The Likely Scenario: XRP’s Hidden Infrastructure Role
Based on current trajectories and official CBDC development, a hybrid outcome appears most probable. Public-facing retail CBDCs will almost certainly not operate directly on the XRP Ledger or any public blockchain. The digital euro launching around 2029 will utilize proprietary infrastructure controlled by central authorities.
However, the wholesale settlement layer represents genuine opportunity. As central banks modernize interbank payment systems, distributed ledger technology tested on networks like XRP Ledger could form the connective tissue enabling efficient institutional settlement. From the perspective of everyday currency users, such infrastructure remains invisible—they interact with the retail CBDC interface while wholesale transactions zip across XRP-based networks behind the scenes.
This separation between visible and invisible layers could position XRP as critical financial infrastructure precisely because it operates outside public consciousness. The technology that moves billions between institutions carries far greater systemic importance than the currency consumers carry in digital wallets.
Forward-Looking Implications for XRP Adoption
If Ripple continues appearing in official central bank documentation and pilot projects, institutional confidence in its technology naturally increases. Investor attention typically sharpens when traditional finance begins real-world blockchain experimentation. However, actual adoption depends on regulatory decisions, competitive evaluations from other platforms, and banks’ ultimate infrastructure preferences.
The timeline matters considerably. With the digital euro roughly three years away and global CBDC development accelerating, the 2026-2029 period will prove decisive for determining which technologies central banks ultimately select. Concurrent with CBDC rollouts, stablecoins may achieve mainstream adoption, potentially creating multiple parallel settlement layers. Ripple’s regulated stablecoin strategy, combined with its compliance infrastructure development, positions it favorably for this evolving landscape.

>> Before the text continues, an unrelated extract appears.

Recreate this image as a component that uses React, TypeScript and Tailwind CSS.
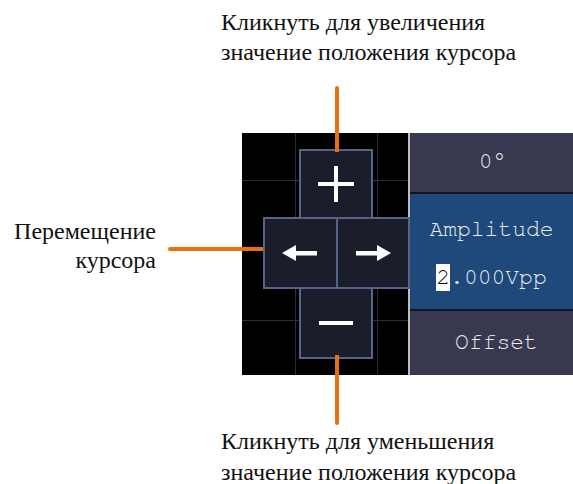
import React from "react";

function Box({ className, children }: { className?: string; children: React.ReactNode }) {
  return (
    <div className={`flex items-center justify-center bg-[#1c1d2b] border-2 border-[#56648c] ${className ?? ""}`}>
      {children}
    </div>
  );
}

export default function App() {
  return (
    <div className="relative w-[573px] h-[484px] bg-white overflow-hidden text-[#111] font-[family-name:'Liberation_Serif',serif]">
      {/* top caption */}
      <div className="h-[133px] pl-[221px] pt-[7px] text-[24px] leading-[30px]">
        <div>Кликнуть для увеличения</div>
        <div>значение положения курсора</div>
      </div>

      {/* middle row */}
      <div className="flex h-[242px]">
        <div className="w-[242px] pt-[84px]">
          <div className="w-[156px] text-right text-[24px] leading-[29px]">
            <div>Перемещение</div>
            <div>курсора</div>
          </div>
        </div>

        {/* oscilloscope screen */}
        <div className="relative w-[168px] bg-black">
          <div className="absolute left-0 right-0 top-[47px] h-px bg-[#2e2e2e]" />
          <div className="absolute left-0 right-0 top-[187px] h-px bg-[#2e2e2e]" />
          <div className="absolute top-0 bottom-0 left-[53px] w-px bg-[#2e2e2e]" />
          <div className="absolute top-0 bottom-0 left-[135px] w-px bg-[#2e2e2e]" />
          <div className="absolute top-0 bottom-0 right-0 w-[2px] bg-[#bdbdbd]" />

          <div className="relative flex flex-col pt-[16px]">
            <Box className="ml-[57px] w-[74px] h-[70px]">
              <svg width="38" height="36" viewBox="0 0 38 36">
                <rect x="1" y="16" width="36" height="4" fill="#fff" />
                <rect x="17" y="0" width="4" height="36" fill="#fff" />
              </svg>
            </Box>
            <div className="flex ml-[21px] -mt-[2px]">
              <Box className="w-[75px] h-[72px]">
                <svg width="36" height="18" viewBox="0 0 36 18">
                  <polygon points="0,9 14,1 14,17" fill="#fff" />
                  <rect x="12" y="7" width="23" height="4.5" fill="#fff" />
                </svg>
              </Box>
              <Box className="-ml-[2px] w-[75px] h-[72px]">
                <svg width="36" height="18" viewBox="0 0 36 18">
                  <polygon points="36,9 22,1 22,17" fill="#fff" />
                  <rect x="1" y="7" width="23" height="4.5" fill="#fff" />
                </svg>
              </Box>
            </div>
            <Box className="ml-[57px] -mt-[2px] w-[74px] h-[72px]">
              <svg width="36" height="6" viewBox="0 0 36 6">
                <rect x="1" y="1" width="34" height="4" fill="#fff" />
              </svg>
            </Box>
          </div>
        </div>

        {/* right menu panel */}
        <div className="flex-1 flex flex-col bg-[#15151f] text-[#ececec] text-[23px] font-[family-name:'FreeMono','Nimbus_Mono_PS','Liberation_Mono',monospace]">
          <div className="h-[59px] bg-[#383850] flex items-center justify-center pl-[2px]">0°</div>
          <div className="h-[2px]" />
          <div className="h-[115px] bg-[#1f487b] flex flex-col items-center justify-center gap-[22px] leading-[26px] pt-[4px]">
            <div>Amplitude</div>
            <div>
              <span className="bg-white text-[#111] py-[2px]">2</span>.000Vpp
            </div>
          </div>
          <div className="h-[2px]" />
          <div className="flex-1 bg-[#383850] flex items-center justify-center pl-[10px]">Offset</div>
        </div>
      </div>

      {/* bottom caption */}
      <div className="pl-[221px] pt-[51px] text-[24px] leading-[31px]">
        <div>Кликнуть для уменьшения</div>
        <div>значение положения курсора</div>
      </div>

      {/* orange callout lines */}
      <div className="absolute left-[335px] top-[86px] w-[4px] h-[66px] bg-[#e8700f] rounded-t-sm" />
      <div className="absolute left-[168px] top-[247px] w-[95px] h-[4px] bg-[#e8700f] rounded-l-sm" />
      <div className="absolute left-[335px] top-[355px] w-[4px] h-[70px] bg-[#e8700f] rounded-b-sm" />
    </div>
  );
}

The Verdict: XRP’s CBDC Role Is Narrower But Potentially More Significant
To directly address the central question: central banks almost certainly will not use XRP for retail CBDCs that ordinary citizens access daily. The digital currencies consumers eventually use will run on government-controlled infrastructure, not public blockchains.
Yet wholesale CBDC architecture presents a legitimate opportunity. Ripple’s technology is actively being studied and tested by major European central banks as a viable solution for institutional settlement systems. That distinction—excluded from retail, evaluated seriously for wholesale—represents the meaningful opportunity often obscured in mainstream discussion.
The twist lies in recognizing that wholesale infrastructure, though invisible to consumers, carries arguably greater strategic importance than retail interfaces. The systems that move trillions between institutions drive global financial flows far more substantially than consumer payment currencies. If Ripple’s XRP Ledger becomes embedded in that hidden layer, its practical impact on financial infrastructure could prove profound—even if most people never directly interact with the technology.